Variable shadowing should be an error. If you have to answer the "which X is this" questions the author covers when reading code, the language is too confusing. Better to get a compile time error.


I disagree. Shadowing can be very useful when transforming types that represent the same thing. For example, rebinding a variable to be immutable.


Another one is traversing enums in Rust: https://docs.rs/syn/0.15/syn/enum.Expr.html#syntax-tree-enum...


Those are examples of why shadowing is bad. Too-cute use of a risky feature. When looking for usage of a variable by search, it's helpful that there not be shadowing. Cuteness means trouble for maintenance programmers.


> Imagine that function A binds the variable FOO, and calls the function B, which calls the function C, and C uses the value of FOO.

Languages that lack dynamic scoping typically propagate a reference to a "context" through the B function. One can see this common pattern in threading libraries such as pthreads, for example. The A function creates a data structure that contains everything C needs, passes it to B as the "context" parameter and it is then forwarded to C.

It's more verbose but also more explicit.


While the opinions of Mssrs. Steele and Stallman should not be lightly dismissed, and I think I can see where they are coming from, the marketplace of programming languages seems to have voted against dynamic scoping to an extent that it has not, for example, chosen definitively for or against static typing. Dynamically-scoped variables are rather like globals, but with the added complication that each one is a stack.


Concrete solutions to Stallman's objection in lexically scoped languages include,

- Callable objects that store `FOO`, and

- Closures that capture `FOO`.

I'm pretty leery of argumentum ad populum. I think we went with lexical scoping for a few clear reasons, and I don't know if the reasons for dynamic scoping are compelling. I would love to hear more of them, though.


My comparison of dynamically scoped variables to globals might be wrong, but, unlike my comment on the way languages have developed, it is not an argumentum ad populum.

It has been a while since I worked with dynamically-scoped programs, but I found it harder to reason about how they worked.

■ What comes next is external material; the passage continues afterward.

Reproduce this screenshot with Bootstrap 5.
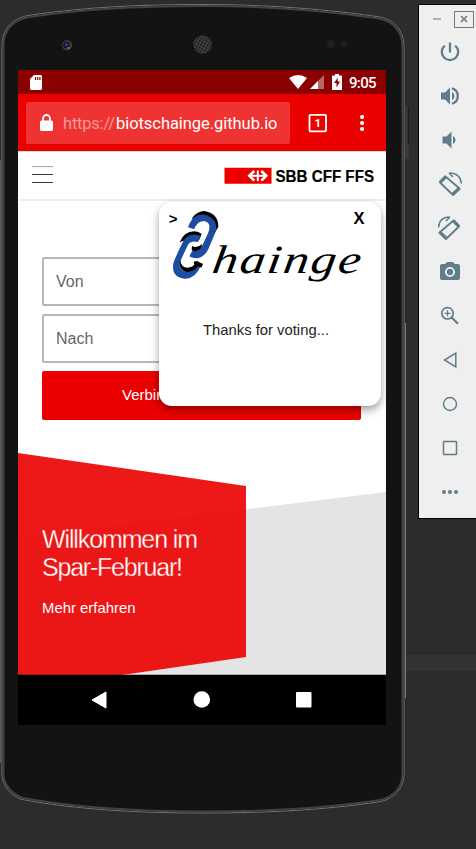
<!DOCTYPE html>
<html lang="de">
<head>
<meta charset="utf-8">
<meta name="viewport" content="width=device-width, initial-scale=1">
<title>SBB Chainge</title>
<link href="https://cdn.jsdelivr.net/npm/bootstrap@5.3.0/dist/css/bootstrap.min.css" rel="stylesheet">
<style>
body{background:#2c2c2c;font-family:"Liberation Sans",Arial,sans-serif;width:476px;height:849px;overflow:hidden}
svg{display:block;flex:none}
svg text{white-space:pre}
.desk{height:849px}
.phone{width:418px}
.shell{left:0;top:0}
.screen{width:368px;height:655px;margin:70px 0 0 18px;background:#fff}
.statusbar{height:24px;background:#8b0000;color:#fff;padding:0 9px 0 12px}
.battery,.clock{margin-left:7px}
.urlbar{height:57px;background:#eb0000;padding:8px 18px 7px 8px}
.urlbox{width:264px;height:42px;background:#ef3333;border-radius:2px;padding-left:14px}
.address{margin-left:9px}
.tabs{margin-left:18px}
.dots{margin-right:4px}
.site{height:50px;padding:0 3px 0 14px;border-top:1px solid #ddd;border-bottom:2px solid #eee}
.search{padding:56px 25px 0 24px;gap:8px}
.field{height:49px;border:2px solid #b7b7b7;border-radius:2px;padding:0 12px;font-size:16px;color:#666;background:#fff}
.field::placeholder{color:#666}
.go{height:49px;background:#eb0000;border:0;border-radius:2px;font-size:15px;color:#fff;padding:0 0 0 80px;text-align:left}
.hero{height:222px;margin-top:33px}
.copy{padding:72px 0 0 24px}
.navkeys{height:51px;background:#000;padding:0 73px 1px}
.popup-card{left:141px;top:132px;width:222px;height:204px;border-radius:13px;background:#fff;box-shadow:0 4px 9px rgba(0,0,0,.38);z-index:3}
.tools{width:58px;height:515px;margin-top:4px;background:#efefef;border:solid #000;border-width:1px 0 1px 1px;color:#5f7d8b}
.wintools{height:26px;padding-top:5px}
.keys{gap:20.05px;padding:9px 0 0 5px}
.strip{left:406px;top:655px;width:70px;height:16px;background:#333}
</style>
<script src="https://cdn.jsdelivr.net/npm/bootstrap@5.3.0/dist/js/bootstrap.bundle.min.js"></script>
</head>
<body>
<div class="strip position-absolute"></div>
<div class="desk d-flex align-items-start position-relative">
<div class="phone position-relative">
<svg class="shell position-absolute" width="418" height="849" viewBox="0 0 418 849">
<path d="M405 107h3v38l1 1v12l-1 1h-3z" fill="#3a3a3a"/><path d="M408.3 108v36" stroke="#1a1a1a"/>
<path d="M.5 160v603" stroke="#5c5c5c"/><path d="M405.5 323v375" stroke="#777"/>
<path d="M2 46C2 30 11 19 28 15.500C88 6.500 145 4.500 203 4.500C262 4.500 322 8.500 380 17C395 20 404 31 404 47V774C404 788 395 798 381 801.500C322 810.500 262 813 203 813C140 813 80 810 22 799.500C10 795 2 785 2 774Z" fill="#131313" stroke="#747474"/>
<path d="M3.500 46C3.500 31 12 20.500 29 17C88 8 145 6 203 6C262 6 322 10 379 18.500C394 21.500 402.500 32 402.500 47V774C402.500 787 394 796.500 380 800C322 809 262 811.500 203 811.500C140 811.500 80 808.500 23 798C11 793.500 3.500 784 3.500 774Z" fill="none" stroke="#424242" stroke-width="2"/>
<circle cx="67" cy="45.300" r="5" fill="#444"/><circle cx="66.500" cy="45" r="3.600" fill="#171728"/><circle cx="66.500" cy="44.600" r="1.700" fill="#3535a8"/><circle cx="68.500" cy="48" r="1" fill="#888"/>
<defs><pattern id="mesh" width="3" height="3" patternUnits="userSpaceOnUse" patternTransform="rotate(30)"><rect width="3" height="3" fill="#4a4a4a"/><circle cx="1.500" cy="1.500" r="1.150" fill="#161616"/></pattern></defs>
<circle cx="202.700" cy="44.500" r="9.300" fill="url(#mesh)"/>
<circle cx="331" cy="44" r="4" fill="#1e1e1e"/><circle cx="344" cy="44" r="3" fill="#1d1d1d"/>
</svg>
<div class="screen position-relative overflow-hidden">
<div class="statusbar d-flex align-items-center">
<svg width="12" height="15" viewBox="0 0 12 15"><path d="M4 0h7l1 1v13l-1 1H1l-1-1V4z" fill="#fff"/><path d="M5.500 2v3M7.700 2v3M9.900 2v3" stroke="#8b0000" stroke-width="1.200"/></svg>
<div class="d-flex align-items-center ms-auto">
<svg width="18" height="14" viewBox="0 0 18 14"><path d="M0 3Q9-3 18 3L9 14z" fill="#fff"/></svg>
<svg width="18" height="14" viewBox="-2 0 18 14"><path d="M15 0v14H1z" fill="#b96666"/><path d="M9 6v8H1z" fill="#fff"/></svg>
<svg class="battery" width="10" height="16" viewBox="0 0 10 16"><path d="M3 0h4v1.500h3V16H0V1.500h3z" fill="#fff"/><path d="M6 3.500L2 9h2.500v4.500L8 7.500H5.500z" fill="#8b0000"/></svg>
<svg class="clock" width="28" height="20"><text x="0" y="15.500" fill="#fff" font-family="Roboto" font-weight="500" font-size="15" textLength="27.500">9:05</text></svg>
</div></div>
<div class="urlbar d-flex align-items-center">
<div class="urlbox d-flex align-items-center">
<svg width="13" height="18" viewBox="0 0 13 18"><path d="M3 8V4.500a3.500 3.500 0 0 1 7 0V8" fill="none" stroke="#fff" stroke-width="1.800"/><rect y="6.500" width="13" height="10.500" rx="1.500" fill="#fff"/></svg>
<svg class="address" width="220" height="30" font-family="Roboto" font-size="16.500"><text x="1" y="21" fill="#f79999" textLength="52">https://</text><text x="54" y="21" fill="#fff" textLength="161.500">biotschainge.github.io</text></svg>
</div>
<svg class="tabs" width="20" height="20" viewBox="0 0 20 20"><rect x="1.500" y="1.800" width="16.500" height="16.500" rx="1" fill="none" stroke="#fff" stroke-width="1.800"/><text x="9.700" y="14.200" text-anchor="middle" fill="#fff" font-family="Roboto" font-weight="700" font-size="11.500">1</text></svg>
<svg class="dots ms-auto" width="4.200" height="18" fill="#fff"><circle cx="2.100" cy="3" r="2.100"/><circle cx="2.100" cy="9" r="2.100"/><circle cx="2.100" cy="15" r="2.100"/></svg>
</div>
<div class="site d-flex align-items-center justify-content-between">
<svg width="21" height="20" viewBox="0 0 21 20"><path d="M0 .5h21" stroke="#aaa" stroke-width="1.200"/><path d="M0 8.500h21M0 16.500h21" stroke="#333" stroke-width="1.200"/></svg>
<svg width="160" height="24" viewBox="0 -2 160 24"><path d="M1.500 1.800h47v16h-47z" fill="#eb0000"/><path d="M26.500 9.800h16.500" stroke="#fff" stroke-width="2"/><path d="M34.800 4.500v10.600" stroke="#fff" stroke-width="2"/><path d="M31.300 5l-5 4.800l5 4.800M38.300 5l5 4.800l-5 4.800" fill="none" stroke="#fff" stroke-width="2.600"/><text x="52.500" y="16" font-size="16" font-weight="700" fill="#000" stroke="#000" stroke-width=".2" textLength="98.500" lengthAdjust="spacingAndGlyphs">SBB CFF FFS</text></svg>
</div>
<form class="search d-flex flex-column">
<input class="field w-100" placeholder="Von" aria-label="Von">
<input class="field w-100" placeholder="Nach" aria-label="Nach">
<button type="button" class="go w-100">Verbindung suchen</button>
</form>
<div class="hero position-relative">
<svg class="position-absolute top-0 start-0" width="368" height="222"><path d="M0 84L368 39V222H0z" fill="#e4e4e4"/><path d="M0 0L228 33V204L104 222H0z" fill="#eb0000" fill-opacity=".9"/><path d="M0 221.500h368" stroke="#000" stroke-opacity=".25"/></svg>
<div class="copy position-relative">
<svg width="190" height="96" fill="#fff"><g font-size="25" stroke="#ea1616" stroke-width=".3"><text x="0" y="22.500" textLength="156">Willkommen im</text><text x="0" y="51" textLength="141">Spar-Februar!</text></g><text x="0" y="88" font-size="15" textLength="93.500" lengthAdjust="spacingAndGlyphs">Mehr erfahren</text></svg>
</div></div>
<div class="navkeys d-flex align-items-center justify-content-between">
<svg width="16" height="18"><path d="M15 1v16L1 9z" fill="#fff" stroke="#fff" stroke-linejoin="round"/></svg>
<svg width="18" height="18"><circle cx="8.800" cy="8.500" r="8.300" fill="#fff"/></svg>
<svg width="17" height="17"><rect x="0" y="0" width="15.500" height="15.500" rx="1" fill="#fff"/></svg>
</div>
<div class="popup-card position-absolute">
<svg width="222" height="204" viewBox="0 0 222 204">
<text x="9.800" y="21.500" font-size="15" font-weight="700" fill="#000">&gt;</text>
<text x="194.500" y="22" font-size="16" font-weight="700" fill="#000" textLength="11" lengthAdjust="spacingAndGlyphs">X</text>
<g transform="translate(6 3) scale(.33333)">
<path d="M82 38Q98 18 117 18Q160 24 160 65L146 90L84 60Z" fill="#000"/>
<path d="M69 67Q77 42 93 34Q108 24 128 32Q155 43 154 72Q148 92 135 120Q122 159 92 160Q79 159 73 154L83 135Q101 143 109 127L132 77Q139 52 117 48Q96 48 88 73Z" fill="#1d4da1"/>
<path d="M117 48Q96 48 88 73L82 122L97 133L109 127L132 77Q139 52 117 48Z" fill="#fff"/>
<path d="M81 123Q94 132 112 117L109 129Q98 145 80 135Z" fill="#000"/>
<path d="M44 112Q57 79 88 79Q101 80 110 87L102 106L80 98Z" fill="#000"/>
<path d="M107 93Q82 82 64 97Q54 105 26 171Q16 216 59 221Q91 223 108 181L90 174Q78 205 54 197Q38 188 48 164L69 119Q78 106 99 111Z" fill="#1d4da1"/>
<path d="M45 164Q48 187 68 188Q82 187 88 180L86 170L96 168L114 177L109 188L98 184Q88 200 67 201Q39 196 45 164Z" fill="#000"/>
</g>
<text transform="translate(52 70.500) skewX(-8) scale(1.28 1)" x="0" y="0" font-family="'Liberation Serif',serif" font-style="italic" font-size="40" fill="#000" textLength="116">hainge</text>
<text x="44" y="133" font-size="15" fill="#222" textLength="126" lengthAdjust="spacingAndGlyphs">Thanks for voting...</text>
</svg></div>
</div></div>
<div class="tools">
<div class="wintools d-flex"><svg width="57" height="18"><path d="M14 9h8" stroke="#a3b4bc" stroke-width="2"/><path d="M42 6l6 6M48 6l-6 6" stroke="#5f7d8b" stroke-width="1.600"/><path d="M35.500 1.500h19v16h-19z" fill="none" stroke="#000" stroke-dasharray="1 1"/></svg></div>
<div class="keys d-flex flex-column align-items-center">
<svg width="24" height="24" fill="none" stroke="currentColor" stroke-width="2.300"><path d="M12 2.500v10M6.800 5.600a8.200 8.200 0 1 0 10.400 0"/></svg>
<svg width="24" height="24" fill="currentColor"><path d="M3 8.500v7h4l5 5V3.500l-5 5H3zm13.500 3.500c0-1.770-1.020-3.290-2.500-4.030v8.050c1.480-.73 2.500-2.250 2.500-4.020z"/><path d="M14 4.300a8 8 0 0 1 0 15.400" fill="none" stroke="currentColor" stroke-width="2.300"/></svg>
<svg width="24" height="24" fill="currentColor"><path d="M17.500 12c0-1.770-1.020-3.290-2.500-4.030v8.050c1.480-.73 2.500-2.250 2.500-4.020zM4.500 8.500v7h4l5 5V3.500l-5 5z"/></svg>
<svg width="24" height="24" fill="none" stroke="currentColor" stroke-width="1.800"><path d="M7.500 4.500L2 10.500L15 23L21.500 16.500z" stroke-linejoin="round"/><path d="M2 10.500l6-6M14.500 22.500l7-6.500" stroke-width="3.200"/><path d="M11 1Q22.500 1 23.300 11.500M11 1l4 4" stroke-width="1.500"/></svg>
<svg width="24" height="24" fill="none" stroke="currentColor" stroke-width="1.800"><g transform="matrix(-1 0 0 1 23 0)"><path d="M7.500 4.500L2 10.500L15 23L21.500 16.500z" stroke-linejoin="round"/><path d="M2 10.500l6-6M14.500 22.500l7-6.500" stroke-width="3.200"/><path d="M11 1Q22 1 22.500 11.500M11 1l4 4" stroke-width="1.500"/></g></svg>
<svg width="24" height="24" fill="currentColor"><path d="M9 2L7.200 4H4a2 2 0 0 0-2 2v12a2 2 0 0 0 2 2h16a2 2 0 0 0 2-2V6a2 2 0 0 0-2-2h-3.200L15 2z"/><circle cx="12" cy="12" r="4.100" stroke="#efefef" stroke-width="1.900"/></svg>
<svg width="24" height="24" fill="none" stroke="currentColor"><circle cx="9.500" cy="9.300" r="5.700" stroke-width="1.700"/><path d="M6.500 9.300h6M9.500 6.300v6" stroke-width="1.200"/><path d="M13.500 13.300L20 19.800" stroke-width="2.200"/></svg>
<svg width="24" height="24" fill="none" stroke="currentColor" stroke-width="1.500"><path d="M17.800 5.200v13.600L6.500 12z"/></svg>
<svg width="24" height="24" fill="none" stroke="currentColor" stroke-width="1.400"><circle cx="12" cy="12" r="6.500"/></svg>
<svg width="24" height="24" fill="none" stroke="currentColor" stroke-width="1.500"><rect x="5.500" y="5.500" width="13" height="13" rx=".5"/></svg>
<svg width="24" height="24" fill="currentColor"><circle cx="6" cy="12" r="2"/><circle cx="12" cy="12" r="2"/><circle cx="18" cy="12" r="2"/></svg>
</div></div>
</div>
</body>
</html>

Maybe it was just because I was less familiar with the technique.

It might be that all forms of beyond-local scoping multiply the difficulty in reasoning about programs (especially in the presence of mutable data), and dynamic scoping is a more powerful form of it, increasing the opportunity for setting up difficult-to-follow situations.

The issue of ease of understanding is a different one than ease of extending, and I would judge the former to be more important, all else being equal.